La possibilité de terminer un niveau de plusieurs manières apparaît rapidement, mais jamais par chance. La plupart du temps, plusieurs items sont mis à notre disposition mais doivent être utilisés dans un ordre précis. On se retrouve alors à observer les niveaux les plus complexes et à visualiser un parcours avant de se jeter à l’eau. Cette réflexion en amont de l’action rappelle certains titres majeurs comme la saga Portal (2007/2011) ou les sanctuaires d’un certain Zelda : Breath Of The Wild (2017).
- Ces cercles, que nous avons déclenchés grâce à notre “flamme spirituelle”, sont autant de zones “zéro gravité” qui permettent de flotter.

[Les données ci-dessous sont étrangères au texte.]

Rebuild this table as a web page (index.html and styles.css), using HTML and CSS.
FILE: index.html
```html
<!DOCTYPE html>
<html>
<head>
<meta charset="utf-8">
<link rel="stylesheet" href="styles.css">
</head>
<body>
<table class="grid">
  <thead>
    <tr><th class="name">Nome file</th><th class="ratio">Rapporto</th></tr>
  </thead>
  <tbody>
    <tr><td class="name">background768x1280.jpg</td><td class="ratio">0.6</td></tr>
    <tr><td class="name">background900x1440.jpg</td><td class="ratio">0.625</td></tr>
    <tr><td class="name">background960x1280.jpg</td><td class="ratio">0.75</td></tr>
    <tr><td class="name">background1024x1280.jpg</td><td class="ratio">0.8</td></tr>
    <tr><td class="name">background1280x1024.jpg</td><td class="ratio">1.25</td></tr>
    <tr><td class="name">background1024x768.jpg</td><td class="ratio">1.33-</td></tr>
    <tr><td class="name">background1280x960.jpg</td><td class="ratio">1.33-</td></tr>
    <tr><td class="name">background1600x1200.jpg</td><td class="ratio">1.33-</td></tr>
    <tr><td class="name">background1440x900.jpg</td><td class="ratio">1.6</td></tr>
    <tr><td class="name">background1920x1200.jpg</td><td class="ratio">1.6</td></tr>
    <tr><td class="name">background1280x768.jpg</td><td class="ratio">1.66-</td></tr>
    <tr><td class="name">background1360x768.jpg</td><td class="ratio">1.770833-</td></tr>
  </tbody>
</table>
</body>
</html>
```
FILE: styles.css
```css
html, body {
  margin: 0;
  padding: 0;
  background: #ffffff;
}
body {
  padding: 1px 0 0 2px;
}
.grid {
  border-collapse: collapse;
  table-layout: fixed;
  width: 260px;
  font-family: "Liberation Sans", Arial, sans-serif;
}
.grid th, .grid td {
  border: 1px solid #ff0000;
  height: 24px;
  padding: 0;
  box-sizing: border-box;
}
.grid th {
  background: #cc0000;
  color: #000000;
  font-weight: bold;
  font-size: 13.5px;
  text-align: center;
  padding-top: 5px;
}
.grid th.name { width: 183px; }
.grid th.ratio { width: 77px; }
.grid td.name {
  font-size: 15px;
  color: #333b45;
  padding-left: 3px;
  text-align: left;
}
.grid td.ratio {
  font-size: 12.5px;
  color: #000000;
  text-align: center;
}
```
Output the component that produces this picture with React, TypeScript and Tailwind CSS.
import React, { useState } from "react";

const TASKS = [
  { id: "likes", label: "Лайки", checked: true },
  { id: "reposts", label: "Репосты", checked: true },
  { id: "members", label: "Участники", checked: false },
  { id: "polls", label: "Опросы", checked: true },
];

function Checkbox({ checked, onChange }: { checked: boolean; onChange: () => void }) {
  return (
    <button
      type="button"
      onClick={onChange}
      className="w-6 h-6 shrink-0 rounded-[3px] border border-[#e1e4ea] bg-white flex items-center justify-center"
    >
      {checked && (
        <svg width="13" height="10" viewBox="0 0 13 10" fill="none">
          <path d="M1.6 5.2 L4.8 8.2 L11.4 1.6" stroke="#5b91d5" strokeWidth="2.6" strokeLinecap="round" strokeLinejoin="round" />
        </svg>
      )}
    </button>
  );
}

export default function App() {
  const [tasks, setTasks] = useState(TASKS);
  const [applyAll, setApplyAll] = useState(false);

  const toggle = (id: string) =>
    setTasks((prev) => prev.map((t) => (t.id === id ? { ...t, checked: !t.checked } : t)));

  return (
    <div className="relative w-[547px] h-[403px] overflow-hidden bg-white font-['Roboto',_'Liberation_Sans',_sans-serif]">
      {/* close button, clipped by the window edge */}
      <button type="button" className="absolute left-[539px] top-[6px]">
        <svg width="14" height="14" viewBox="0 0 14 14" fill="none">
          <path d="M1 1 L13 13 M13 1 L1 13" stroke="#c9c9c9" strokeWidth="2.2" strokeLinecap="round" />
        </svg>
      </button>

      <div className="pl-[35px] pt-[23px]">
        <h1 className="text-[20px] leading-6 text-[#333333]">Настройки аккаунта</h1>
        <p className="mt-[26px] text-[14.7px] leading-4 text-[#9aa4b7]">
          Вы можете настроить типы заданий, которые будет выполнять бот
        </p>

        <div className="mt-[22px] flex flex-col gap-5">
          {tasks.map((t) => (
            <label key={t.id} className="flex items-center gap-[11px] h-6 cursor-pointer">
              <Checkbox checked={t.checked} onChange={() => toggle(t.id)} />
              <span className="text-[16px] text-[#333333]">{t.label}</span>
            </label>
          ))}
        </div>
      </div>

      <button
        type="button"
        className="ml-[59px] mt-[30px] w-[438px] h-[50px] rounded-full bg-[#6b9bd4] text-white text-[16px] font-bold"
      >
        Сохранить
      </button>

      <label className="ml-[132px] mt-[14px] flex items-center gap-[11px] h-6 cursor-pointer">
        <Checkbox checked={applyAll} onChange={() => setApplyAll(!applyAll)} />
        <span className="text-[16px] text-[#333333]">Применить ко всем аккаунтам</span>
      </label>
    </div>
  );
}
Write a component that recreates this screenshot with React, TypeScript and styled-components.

Il est difficile de décrire le plaisir de parcourir un niveau avec fluidité, après s’être creusé les méninges devant son apparente complexité. C’est là que réside la principale force du jeu, mais également une de ses faiblesses. Nous sommes constamment sur une corde raide à osciller entre le plaisir du défi relevé et un agacement réel, alimenté par de nombreux essais infructueux et pourtant inévitables (sans parler du 100%). De plus, Evergate contient des pics de difficulté assez surprenants. Enfin, ces moments de tension sont parfois renforcés par quelques imprécisions inhérentes au fait de jouer à la manette.
Une autre critique réside dans les mécaniques de jeu. Bien que renouvelées à chaque souvenir, grâce à l’apparition de nouveaux items, elles ne permettent au titre de trouver son rythme de croisière que dans son dernier tiers. C’est en effet à ce moment que nous entrevoyons le plein potentiel d’Evergate.
L’intégralité des items déjà utilisés dans les précédents niveaux est alors mise à notre disposition. Dès lors, le tout paraît plus dynamique et les niveaux semblent moins figés.
Le dernier défaut notable réside dans le déroulement du jeu. L’enchaînement souvenir, portails et retour à l’Evergate devient beaucoup trop redondant et peut malheureusement laisser place à une certaine lassitude.